_Collected data_
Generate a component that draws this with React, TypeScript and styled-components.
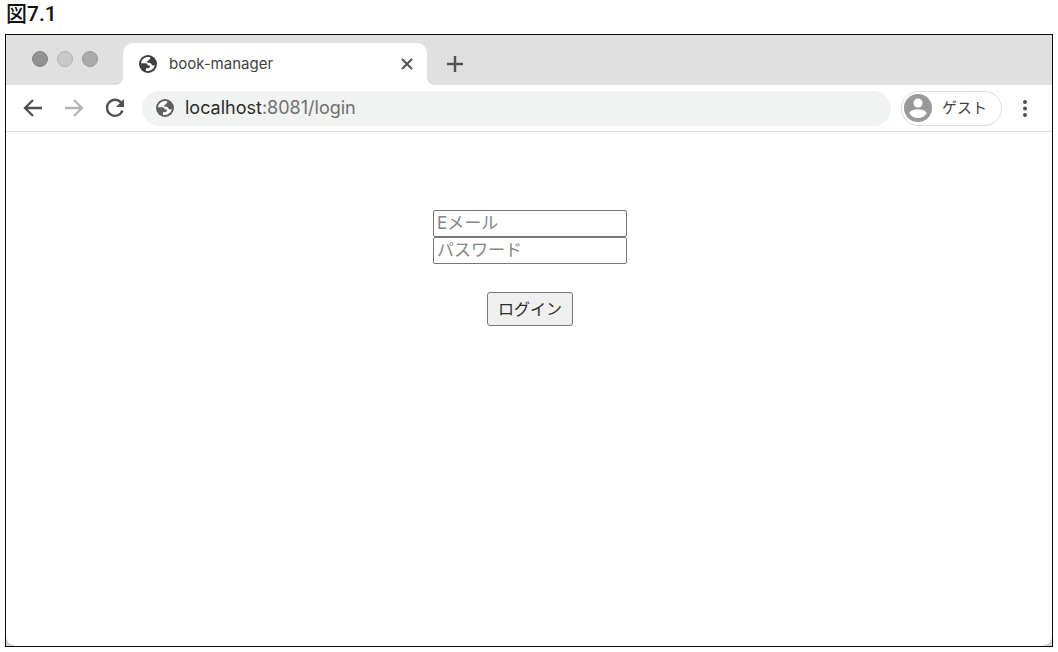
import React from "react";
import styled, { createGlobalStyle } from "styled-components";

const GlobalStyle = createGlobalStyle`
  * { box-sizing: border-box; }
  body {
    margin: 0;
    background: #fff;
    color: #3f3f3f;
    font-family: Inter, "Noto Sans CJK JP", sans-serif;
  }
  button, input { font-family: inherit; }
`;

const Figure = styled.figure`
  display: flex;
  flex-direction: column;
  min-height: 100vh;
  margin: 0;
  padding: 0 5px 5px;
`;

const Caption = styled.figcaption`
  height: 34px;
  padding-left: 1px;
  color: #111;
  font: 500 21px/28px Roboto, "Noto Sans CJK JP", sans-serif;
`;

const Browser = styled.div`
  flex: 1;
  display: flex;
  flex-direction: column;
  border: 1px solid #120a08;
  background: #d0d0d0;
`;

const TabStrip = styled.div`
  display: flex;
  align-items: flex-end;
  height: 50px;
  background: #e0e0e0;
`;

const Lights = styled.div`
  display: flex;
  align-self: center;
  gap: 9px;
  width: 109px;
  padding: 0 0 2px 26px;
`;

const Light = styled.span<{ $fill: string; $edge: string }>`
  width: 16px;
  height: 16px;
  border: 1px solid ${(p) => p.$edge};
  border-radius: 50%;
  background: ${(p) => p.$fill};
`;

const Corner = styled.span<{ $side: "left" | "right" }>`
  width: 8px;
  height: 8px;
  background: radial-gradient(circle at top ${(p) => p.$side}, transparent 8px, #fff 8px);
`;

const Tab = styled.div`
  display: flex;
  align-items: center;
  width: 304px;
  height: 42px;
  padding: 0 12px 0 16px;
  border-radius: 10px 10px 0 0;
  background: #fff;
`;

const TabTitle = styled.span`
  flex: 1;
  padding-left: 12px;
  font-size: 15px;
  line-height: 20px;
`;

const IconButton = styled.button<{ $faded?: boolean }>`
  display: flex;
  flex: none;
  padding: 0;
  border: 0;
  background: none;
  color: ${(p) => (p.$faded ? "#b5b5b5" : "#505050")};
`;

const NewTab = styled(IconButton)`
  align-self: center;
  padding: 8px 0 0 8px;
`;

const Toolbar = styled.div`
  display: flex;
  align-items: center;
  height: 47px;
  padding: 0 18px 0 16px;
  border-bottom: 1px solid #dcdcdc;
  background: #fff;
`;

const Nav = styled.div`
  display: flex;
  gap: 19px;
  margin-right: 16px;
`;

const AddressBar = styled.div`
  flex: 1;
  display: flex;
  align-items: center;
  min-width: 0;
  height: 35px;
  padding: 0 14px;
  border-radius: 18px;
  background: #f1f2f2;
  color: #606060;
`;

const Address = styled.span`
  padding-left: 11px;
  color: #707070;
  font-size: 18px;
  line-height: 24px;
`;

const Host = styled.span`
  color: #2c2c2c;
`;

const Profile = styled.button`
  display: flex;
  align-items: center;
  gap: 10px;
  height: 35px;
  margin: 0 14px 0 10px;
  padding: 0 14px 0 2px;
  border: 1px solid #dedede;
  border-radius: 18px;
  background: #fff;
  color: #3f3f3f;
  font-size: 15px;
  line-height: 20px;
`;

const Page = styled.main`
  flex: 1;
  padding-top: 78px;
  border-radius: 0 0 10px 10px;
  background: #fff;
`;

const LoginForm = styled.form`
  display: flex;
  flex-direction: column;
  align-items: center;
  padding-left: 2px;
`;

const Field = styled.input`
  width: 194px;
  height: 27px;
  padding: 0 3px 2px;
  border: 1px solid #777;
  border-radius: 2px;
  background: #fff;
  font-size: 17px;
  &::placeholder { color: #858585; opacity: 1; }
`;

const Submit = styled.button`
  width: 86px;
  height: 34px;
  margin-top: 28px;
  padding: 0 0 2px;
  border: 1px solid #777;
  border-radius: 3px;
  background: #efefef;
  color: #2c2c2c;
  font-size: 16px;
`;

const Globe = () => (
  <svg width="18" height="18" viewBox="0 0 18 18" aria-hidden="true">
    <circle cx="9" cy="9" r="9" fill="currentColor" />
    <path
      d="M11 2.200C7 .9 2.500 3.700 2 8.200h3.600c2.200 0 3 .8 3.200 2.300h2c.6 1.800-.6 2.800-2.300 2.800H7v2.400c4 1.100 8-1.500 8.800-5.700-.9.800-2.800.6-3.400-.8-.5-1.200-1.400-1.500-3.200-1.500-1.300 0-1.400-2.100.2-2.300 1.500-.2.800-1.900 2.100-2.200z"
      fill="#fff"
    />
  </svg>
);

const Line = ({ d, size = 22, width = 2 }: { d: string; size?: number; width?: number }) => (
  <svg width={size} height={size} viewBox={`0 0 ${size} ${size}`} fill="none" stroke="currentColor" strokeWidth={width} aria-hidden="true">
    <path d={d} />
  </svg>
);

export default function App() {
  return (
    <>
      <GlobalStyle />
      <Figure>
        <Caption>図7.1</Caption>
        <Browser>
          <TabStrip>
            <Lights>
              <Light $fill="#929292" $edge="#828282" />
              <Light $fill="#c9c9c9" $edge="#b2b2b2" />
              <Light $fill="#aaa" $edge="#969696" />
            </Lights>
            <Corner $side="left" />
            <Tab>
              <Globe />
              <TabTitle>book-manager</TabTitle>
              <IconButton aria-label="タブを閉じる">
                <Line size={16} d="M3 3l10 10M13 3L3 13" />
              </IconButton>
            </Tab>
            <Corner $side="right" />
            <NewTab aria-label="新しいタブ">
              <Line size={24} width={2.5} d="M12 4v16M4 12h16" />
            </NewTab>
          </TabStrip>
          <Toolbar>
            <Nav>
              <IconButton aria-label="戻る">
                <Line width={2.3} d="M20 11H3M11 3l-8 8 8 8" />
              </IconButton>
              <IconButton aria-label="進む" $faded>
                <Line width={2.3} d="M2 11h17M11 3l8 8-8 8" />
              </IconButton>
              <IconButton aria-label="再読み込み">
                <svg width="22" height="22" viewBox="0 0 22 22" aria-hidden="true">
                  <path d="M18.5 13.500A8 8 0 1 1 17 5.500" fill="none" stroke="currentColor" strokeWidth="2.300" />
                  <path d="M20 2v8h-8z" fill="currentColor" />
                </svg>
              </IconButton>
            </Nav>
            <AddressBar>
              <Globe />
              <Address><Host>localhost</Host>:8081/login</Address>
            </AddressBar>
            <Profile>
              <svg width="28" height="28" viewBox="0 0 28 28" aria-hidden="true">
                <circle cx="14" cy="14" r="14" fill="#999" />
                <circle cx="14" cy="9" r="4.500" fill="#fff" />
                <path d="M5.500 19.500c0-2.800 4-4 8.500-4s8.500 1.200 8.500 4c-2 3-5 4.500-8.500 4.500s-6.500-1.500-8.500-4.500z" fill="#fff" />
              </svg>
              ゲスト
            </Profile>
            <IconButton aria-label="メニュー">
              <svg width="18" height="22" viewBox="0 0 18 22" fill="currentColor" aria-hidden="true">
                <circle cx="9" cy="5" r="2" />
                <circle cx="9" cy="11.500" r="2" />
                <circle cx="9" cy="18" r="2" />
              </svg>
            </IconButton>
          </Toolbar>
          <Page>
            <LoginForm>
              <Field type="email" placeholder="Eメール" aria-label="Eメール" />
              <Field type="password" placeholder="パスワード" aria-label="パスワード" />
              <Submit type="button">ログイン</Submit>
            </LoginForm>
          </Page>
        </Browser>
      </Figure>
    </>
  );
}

_Work required_
Without the pictures, transcribe the listing above exactly.

_Output of the exercise_
Generate a component that draws this with React, TypeScript and styled-components.
import React from "react";
import styled, { createGlobalStyle } from "styled-components";

const GlobalStyle = createGlobalStyle`
  * { box-sizing: border-box; }
  body {
    margin: 0;
    background: #fff;
    color: #3f3f3f;
    font-family: Inter, "Noto Sans CJK JP", sans-serif;
  }
  button, input { font-family: inherit; }
`;

const Figure = styled.figure`
  display: flex;
  flex-direction: column;
  min-height: 100vh;
  margin: 0;
  padding: 0 5px 5px;
`;

const Caption = styled.figcaption`
  height: 34px;
  padding-left: 1px;
  color: #111;
  font: 500 21px/28px Roboto, "Noto Sans CJK JP", sans-serif;
`;

const Browser = styled.div`
  flex: 1;
  display: flex;
  flex-direction: column;
  border: 1px solid #120a08;
  background: #d0d0d0;
`;

const TabStrip = styled.div`
  display: flex;
  align-items: flex-end;
  height: 50px;
  background: #e0e0e0;
`;

const Lights = styled.div`
  display: flex;
  align-self: center;
  gap: 9px;
  width: 109px;
  padding: 0 0 2px 26px;
`;

const Light = styled.span<{ $fill: string; $edge: string }>`
  width: 16px;
  height: 16px;
  border: 1px solid ${(p) => p.$edge};
  border-radius: 50%;
  background: ${(p) => p.$fill};
`;

const Corner = styled.span<{ $side: "left" | "right" }>`
  width: 8px;
  height: 8px;
  background: radial-gradient(circle at top ${(p) => p.$side}, transparent 8px, #fff 8px);
`;

const Tab = styled.div`
  display: flex;
  align-items: center;
  width: 304px;
  height: 42px;
  padding: 0 12px 0 16px;
  border-radius: 10px 10px 0 0;
  background: #fff;
`;

const TabTitle = styled.span`
  flex: 1;
  padding-left: 12px;
  font-size: 15px;
  line-height: 20px;
`;

const IconButton = styled.button<{ $faded?: boolean }>`
  display: flex;
  flex: none;
  padding: 0;
  border: 0;
  background: none;
  color: ${(p) => (p.$faded ? "#b5b5b5" : "#505050")};
`;

const NewTab = styled(IconButton)`
  align-self: center;
  padding: 8px 0 0 8px;
`;

const Toolbar = styled.div`
  display: flex;
  align-items: center;
  height: 47px;
  padding: 0 18px 0 16px;
  border-bottom: 1px solid #dcdcdc;
  background: #fff;
`;

const Nav = styled.div`
  display: flex;
  gap: 19px;
  margin-right: 16px;
`;

const AddressBar = styled.div`
  flex: 1;
  display: flex;
  align-items: center;
  min-width: 0;
  height: 35px;
  padding: 0 14px;
  border-radius: 18px;
  background: #f1f2f2;
  color: #606060;
`;

const Address = styled.span`
  padding-left: 11px;
  color: #707070;
  font-size: 18px;
  line-height: 24px;
`;

const Host = styled.span`
  color: #2c2c2c;
`;

const Profile = styled.button`
  display: flex;
  align-items: center;
  gap: 10px;
  height: 35px;
  margin: 0 14px 0 10px;
  padding: 0 14px 0 2px;
  border: 1px solid #dedede;
  border-radius: 18px;
  background: #fff;
  color: #3f3f3f;
  font-size: 15px;
  line-height: 20px;
`;

const Page = styled.main`
  flex: 1;
  padding-top: 78px;
  border-radius: 0 0 10px 10px;
  background: #fff;
`;

const LoginForm = styled.form`
  display: flex;
  flex-direction: column;
  align-items: center;
  padding-left: 2px;
`;

const Field = styled.input`
  width: 194px;
  height: 27px;
  padding: 0 3px 2px;
  border: 1px solid #777;
  border-radius: 2px;
  background: #fff;
  font-size: 17px;
  &::placeholder { color: #858585; opacity: 1; }
`;

const Submit = styled.button`
  width: 86px;
  height: 34px;
  margin-top: 28px;
  padding: 0 0 2px;
  border: 1px solid #777;
  border-radius: 3px;
  background: #efefef;
  color: #2c2c2c;
  font-size: 16px;
`;

const Globe = () => (
  <svg width="18" height="18" viewBox="0 0 18 18" aria-hidden="true">
    <circle cx="9" cy="9" r="9" fill="currentColor" />
    <path
      d="M11 2.200C7 .9 2.500 3.700 2 8.200h3.600c2.200 0 3 .8 3.200 2.300h2c.6 1.800-.6 2.800-2.300 2.800H7v2.400c4 1.100 8-1.500 8.800-5.700-.9.800-2.800.6-3.400-.8-.5-1.200-1.400-1.500-3.200-1.500-1.300 0-1.400-2.100.2-2.300 1.500-.2.800-1.900 2.100-2.200z"
      fill="#fff"
    />
  </svg>
);

const Line = ({ d, size = 22, width = 2 }: { d: string; size?: number; width?: number }) => (
  <svg width={size} height={size} viewBox={`0 0 ${size} ${size}`} fill="none" stroke="currentColor" strokeWidth={width} aria-hidden="true">
    <path d={d} />
  </svg>
);

export default function App() {
  return (
    <>
      <GlobalStyle />
      <Figure>
        <Caption>図7.1</Caption>
        <Browser>
          <TabStrip>
            <Lights>
              <Light $fill="#929292" $edge="#828282" />
              <Light $fill="#c9c9c9" $edge="#b2b2b2" />
              <Light $fill="#aaa" $edge="#969696" />
            </Lights>
            <Corner $side="left" />
            <Tab>
              <Globe />
              <TabTitle>book-manager</TabTitle>
              <IconButton aria-label="タブを閉じる">
                <Line size={16} d="M3 3l10 10M13 3L3 13" />
              </IconButton>
            </Tab>
            <Corner $side="right" />
            <NewTab aria-label="新しいタブ">
              <Line size={24} width={2.5} d="M12 4v16M4 12h16" />
            </NewTab>
          </TabStrip>
          <Toolbar>
            <Nav>
              <IconButton aria-label="戻る">
                <Line width={2.3} d="M20 11H3M11 3l-8 8 8 8" />
              </IconButton>
              <IconButton aria-label="進む" $faded>
                <Line width={2.3} d="M2 11h17M11 3l8 8-8 8" />
              </IconButton>
              <IconButton aria-label="再読み込み">
                <svg width="22" height="22" viewBox="0 0 22 22" aria-hidden="true">
                  <path d="M18.5 13.500A8 8 0 1 1 17 5.500" fill="none" stroke="currentColor" strokeWidth="2.300" />
                  <path d="M20 2v8h-8z" fill="currentColor" />
                </svg>
              </IconButton>
            </Nav>
            <AddressBar>
              <Globe />
              <Address><Host>localhost</Host>:8081/login</Address>
            </AddressBar>
            <Profile>
              <svg width="28" height="28" viewBox="0 0 28 28" aria-hidden="true">
                <circle cx="14" cy="14" r="14" fill="#999" />
                <circle cx="14" cy="9" r="4.500" fill="#fff" />
                <path d="M5.500 19.500c0-2.800 4-4 8.500-4s8.500 1.200 8.500 4c-2 3-5 4.500-8.500 4.500s-6.500-1.500-8.500-4.500z" fill="#fff" />
              </svg>
              ゲスト
            </Profile>
            <IconButton aria-label="メニュー">
              <svg width="18" height="22" viewBox="0 0 18 22" fill="currentColor" aria-hidden="true">
                <circle cx="9" cy="5" r="2" />
                <circle cx="9" cy="11.500" r="2" />
                <circle cx="9" cy="18" r="2" />
              </svg>
            </IconButton>
          </Toolbar>
          <Page>
            <LoginForm>
              <Field type="email" placeholder="Eメール" aria-label="Eメール" />
              <Field type="password" placeholder="パスワード" aria-label="パスワード" />
              <Submit type="button">ログイン</Submit>
            </LoginForm>
          </Page>
        </Browser>
      </Figure>
    </>
  );
}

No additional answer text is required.